## Prompt
Wherever "Tailwind" appears in a line, list that line.

┌────────

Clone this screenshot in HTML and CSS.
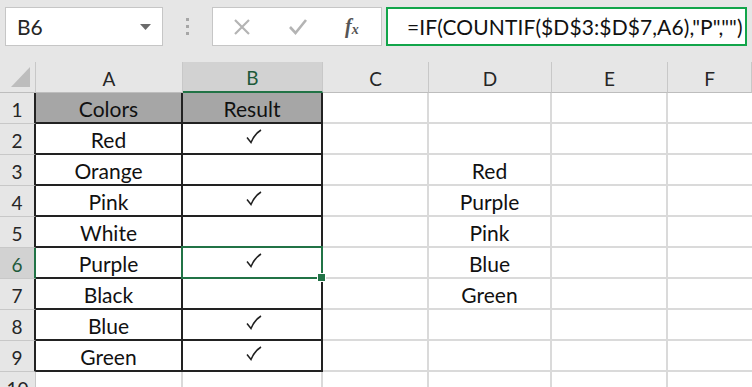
FILE: index.html
```html
<!DOCTYPE html>
<html lang="en">
<head>
  <meta charset="UTF-8">
  <title>Sheet</title>
  <link rel="stylesheet" href="styles.css">
</head>
<body>

  <!-- Formula bar -->
  <div class="topbar">
    <div class="namebox">
      <span>B6</span>
      <svg class="caret" width="11" height="6" viewBox="0 0 11 6"><path d="M0 0 H11 L5.5 6 Z" fill="#6b6b6b"/></svg>
    </div>
    <div class="grip"><i></i><i></i><i></i></div>
    <div class="fxbox">
      <svg width="18" height="18" viewBox="0 0 18 18"><path d="M2 2 L16 16 M16 2 L2 16" stroke="#b4b4b4" stroke-width="2.2" fill="none"/></svg>
      <svg width="20" height="18" viewBox="0 0 20 18"><path d="M2 9 L7.5 15 L18 2" stroke="#b4b4b4" stroke-width="2.6" fill="none"/></svg>
      <span class="fx">f<sub>x</sub></span>
    </div>
    <div class="formula">=IF(COUNTIF($D$3:$D$7,A6),"P","")</div>
  </div>

  <!-- Grid -->
  <div class="sheet">
    <div class="corner"><svg width="19" height="20" viewBox="0 0 19 20"><path d="M19 0 V20 H0 Z" fill="#bdbdbd"/></svg></div>
    <div class="ch">A</div>
    <div class="ch active">B</div>
    <div class="ch">C</div>
    <div class="ch">D</div>
    <div class="ch">E</div>
    <div class="ch last">F</div>

    <div class="rh tb">1</div>
    <div class="c t head">Colors</div>
    <div class="c t head">Result</div>
    <div class="c"></div><div class="c"></div><div class="c"></div><div class="c last"></div>

    <div class="rh tb">2</div>
    <div class="c t">Red</div>
    <div class="c t"><svg class="tick" width="16" height="15" viewBox="0 0 16 15"><path d="M1 8.5 L5 13.5 Q8.5 5 15 1" stroke="#1f1f1f" stroke-width="1.5" fill="none"/></svg></div>
    <div class="c"></div><div class="c"></div><div class="c"></div><div class="c last"></div>

    <div class="rh tb">3</div>
    <div class="c t">Orange</div>
    <div class="c t"></div>
    <div class="c"></div><div class="c">Red</div><div class="c"></div><div class="c last"></div>

    <div class="rh tb">4</div>
    <div class="c t">Pink</div>
    <div class="c t"><svg class="tick" width="16" height="15" viewBox="0 0 16 15"><path d="M1 8.5 L5 13.5 Q8.5 5 15 1" stroke="#1f1f1f" stroke-width="1.5" fill="none"/></svg></div>
    <div class="c"></div><div class="c">Purple</div><div class="c"></div><div class="c last"></div>

    <div class="rh tb">5</div>
    <div class="c t">White</div>
    <div class="c t"></div>
    <div class="c"></div><div class="c">Pink</div><div class="c"></div><div class="c last"></div>

    <div class="rh tb active">6</div>
    <div class="c t">Purple</div>
    <div class="c t sel"><svg class="tick" width="16" height="15" viewBox="0 0 16 15"><path d="M1 8.5 L5 13.5 Q8.5 5 15 1" stroke="#1f1f1f" stroke-width="1.5" fill="none"/></svg></div>
    <div class="c"></div><div class="c">Blue</div><div class="c"></div><div class="c last"></div>

    <div class="rh tb">7</div>
    <div class="c t">Black</div>
    <div class="c t"></div>
    <div class="c"></div><div class="c">Green</div><div class="c"></div><div class="c last"></div>

    <div class="rh tb">8</div>
    <div class="c t">Blue</div>
    <div class="c t"><svg class="tick" width="16" height="15" viewBox="0 0 16 15"><path d="M1 8.5 L5 13.5 Q8.5 5 15 1" stroke="#1f1f1f" stroke-width="1.5" fill="none"/></svg></div>
    <div class="c"></div><div class="c"></div><div class="c"></div><div class="c last"></div>

    <div class="rh tb">9</div>
    <div class="c t">Green</div>
    <div class="c t"><svg class="tick" width="16" height="15" viewBox="0 0 16 15"><path d="M1 8.5 L5 13.5 Q8.5 5 15 1" stroke="#1f1f1f" stroke-width="1.5" fill="none"/></svg></div>
    <div class="c"></div><div class="c"></div><div class="c"></div><div class="c last"></div>

    <div class="rh">10</div>
    <div class="c"></div><div class="c"></div>
    <div class="c"></div><div class="c"></div><div class="c"></div><div class="c last"></div>
  </div>

</body>
</html>
```

FILE: styles.css
```css
/* Basic styling */
body {
  margin: 0;
  font-family: Lato, "Open Sans", sans-serif;
  background-color: #ffffff;
  overflow: hidden;
}

/* Formula bar */
.topbar {
  display: flex;
  align-items: flex-start;
  height: 62px;
  padding-top: 7px;
  box-sizing: border-box;
  background-color: #e6e6e6;
}

.namebox {
  display: flex;
  align-items: center;
  justify-content: space-between;
  margin-left: 5px;
  width: 158px;
  height: 39px;
  padding: 0 11px 0 11px;
  box-sizing: border-box;
  background-color: #ffffff;
  border: 1px solid #c6c6c6;
  font-size: 21px;
  color: #262626;
}

.grip {
  display: flex;
  flex-direction: column;
  align-items: center;
  gap: 4px;
  width: 49px;
  padding-top: 11px;
}

.grip i {
  width: 3px;
  height: 3px;
  background-color: #a6a6a6;
}

.fxbox {
  display: flex;
  align-items: center;
  gap: 37px;
  width: 170px;
  height: 39px;
  padding-left: 20px;
  box-sizing: border-box;
  background-color: #ffffff;
  border: 1px solid #c6c6c6;
}

.fx {
  font-family: "Liberation Serif", serif;
  font-style: italic;
  font-weight: bold;
  font-size: 20px;
  color: #555555;
}

.fx sub {
  font-size: 14px;
  vertical-align: -1px;
}

.formula {
  margin-left: 4px;
  width: 361px;
  height: 39px;
  padding-left: 19px;
  box-sizing: border-box;
  border: 2px solid #12a54a;
  background-color: #ffffff;
  font-size: 21px;
  letter-spacing: 0.1px;
  line-height: 36px;
  color: #111111;
  white-space: nowrap;
}

/* Grid */
.sheet {
  display: grid;
  grid-template-columns: 36px 147px 140px 106px 123px 116px 84px;
  grid-auto-rows: 31px;
}

.corner {
  display: flex;
  align-items: flex-end;
  justify-content: flex-end;
  padding: 0 5px 5px 0;
  background-color: #e6e6e6;
  border-right: 1px solid #c8c8c8;
  border-bottom: 1px solid #bdbdbd;
}

.ch {
  display: flex;
  align-items: center;
  justify-content: center;
  padding-top: 2px;
  background-color: #e6e6e6;
  border-right: 1px solid #c8c8c8;
  border-bottom: 1px solid #bdbdbd;
  font-size: 19px;
  color: #262626;
}

.ch.active {
  background-color: #d2d2d2;
  border-bottom: 2px solid #217346;
  color: #1e5a3a;
}

.rh {
  display: flex;
  align-items: center;
  justify-content: center;
  padding-top: 2px;
  background-color: #e6e6e6;
  border-right: 1px solid #c8c8c8;
  border-bottom: 1px solid #c8c8c8;
  font-size: 19px;
  color: #262626;
}

.rh.tb {
  border-right: 2px solid #222222;
}

.rh.active {
  background-color: #d2d2d2;
  border-right: 2px solid #217346;
  color: #1e5a3a;
}

.c {
  display: flex;
  align-items: center;
  justify-content: center;
  padding-top: 2px;
  border-right: 2px solid #dadada;
  border-bottom: 2px solid #dadada;
  font-size: 21px;
  color: #111111;
}

.c.last {
  border-right: none;
}

/* Table A1:B9 */
.c.t {
  border-right-color: #222222;
  border-bottom-color: #222222;
}

.c.head {
  background-color: #a6a6a6;
}

.tick {
  margin: 0 0 6px 4px;
}

/* Selected cell B6 */
.c.sel {
  position: relative;
}

.c.sel::after {
  content: "";
  position: absolute;
  top: -2px;
  left: -2px;
  right: -2px;
  bottom: -2px;
  border: 2px solid #217346;
}

.c.sel::before {
  content: "";
  position: absolute;
  right: -5px;
  bottom: -5px;
  width: 7px;
  height: 7px;
  background-color: #217346;
  border: 1px solid #ffffff;
  z-index: 1;
}
```
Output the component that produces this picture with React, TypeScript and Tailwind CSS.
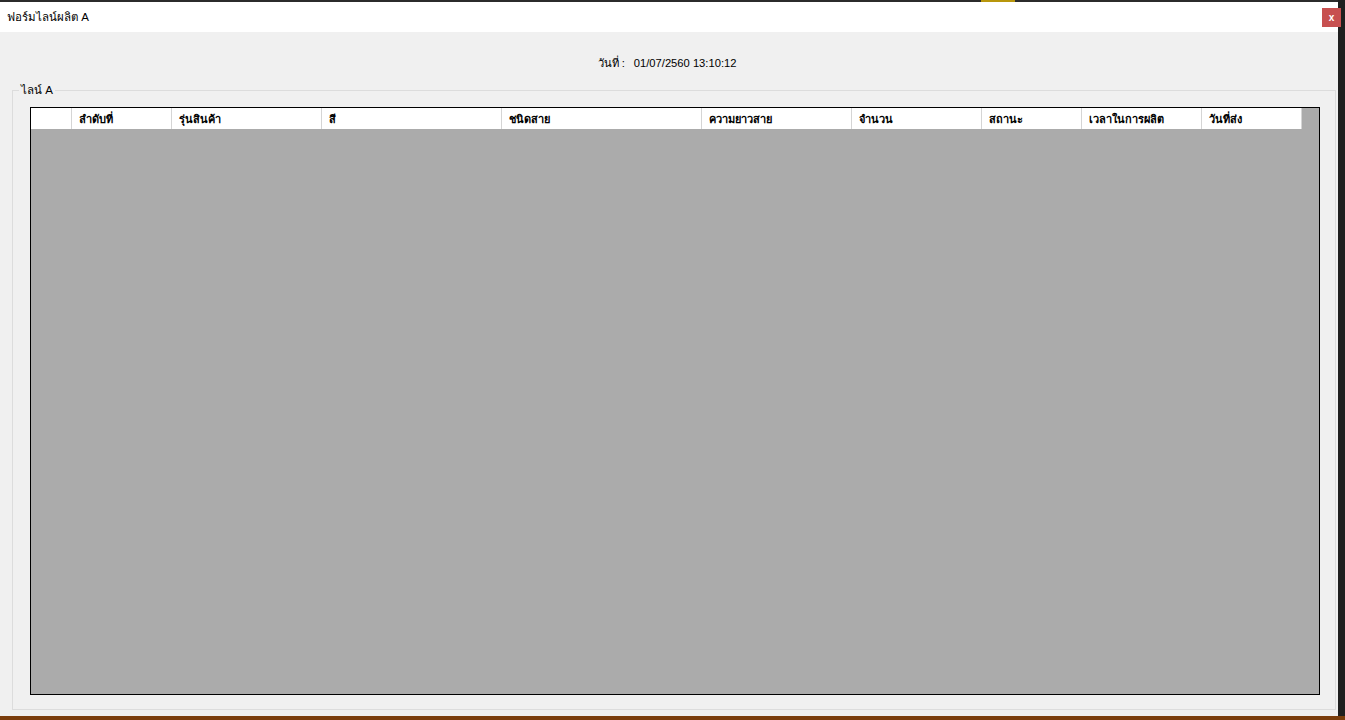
const columns = [
  { label: '', width: 41 },
  { label: 'ลำดับที่', width: 100 },
  { label: 'รุ่นสินค้า', width: 150 },
  { label: 'สี', width: 180 },
  { label: 'ชนิดสาย', width: 200 },
  { label: 'ความยาวสาย', width: 150 },
  { label: 'จำนวน', width: 130 },
  { label: 'สถานะ', width: 100 },
  { label: 'เวลาในการผลิต', width: 120 },
  { label: 'วันที่ส่ง', width: 100 },
]

export default function App() {
  return (
    <div
      className="w-[1345px] h-[720px] overflow-hidden bg-[#1f1f1f] flex flex-col text-[11.2px] text-black"
      style={{ fontFamily: '"Liberation Sans", "Noto Sans", Tahoma, sans-serif' }}
    >
      <div className="flex h-[716px]">
        <div className="w-[1338px] flex flex-col">
          {/* top edge */}
          <div className="h-[2px] bg-[#2b2b2b] flex">
            <div className="ml-[981px] w-[34px] bg-[#b8960c]" />
          </div>
          {/* title bar */}
          <div className="h-[30px] bg-white flex items-center pl-[7px] pt-[1px]">
            <span className="text-[11.5px] flex-1">ฟอร์มไลน์ผลิต A</span>
            <button className="w-[19px] h-[19px] bg-[#c75050] text-white text-[10px] font-bold flex items-center justify-center leading-none -mr-[3px]">
              x
            </button>
          </div>
          {/* body */}
          <div className="flex-1 bg-[#f0f0f0] flex flex-col">
            <div className="h-[58px] flex items-center justify-center gap-[9px] pt-[4px] pr-[4px]">
              <span>วันที่ :</span>
              <span>01/07/2560 13:10:12</span>
            </div>
            {/* group box */}
            <div className="relative ml-[12px] w-[1324px] h-[620px] border border-[#dcdcdc]">
              <span className="absolute left-[6px] -top-[8px] px-[2px] bg-[#f0f0f0] text-[11.5px] leading-[14px]">
                ไลน์ A
              </span>
              <div className="ml-[17px] mt-[16px] w-[1290px] h-[588px] border border-black bg-[#ababab]">
                <div className="flex h-[21px] bg-white w-fit">
                  {columns.map((c, i) => (
                    <div
                      key={i}
                      className="h-full border-r border-[#d5d5d5] pl-[7px] pt-[1px] flex items-center text-[11px] font-semibold whitespace-nowrap"
                      style={{ width: c.width }}
                    >
                      {c.label}
                    </div>
                  ))}
                </div>
              </div>
            </div>
          </div>
        </div>
      </div>
      <div className="flex-1 bg-[#7a3d0c]" />
    </div>
  )
}
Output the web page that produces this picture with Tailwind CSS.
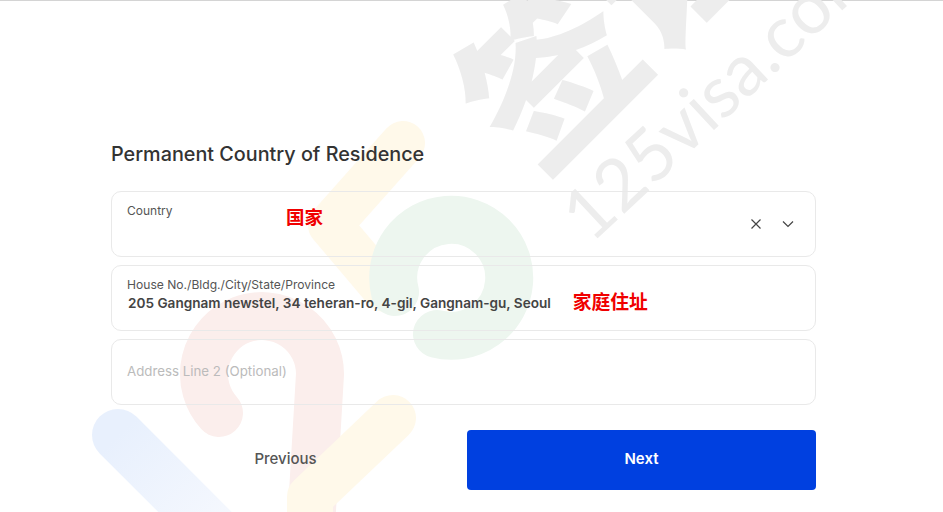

└────────

## Answer to this task
Output the component that produces this picture with React, TypeScript and Tailwind CSS.
Output the web page that produces this picture with Tailwind CSS.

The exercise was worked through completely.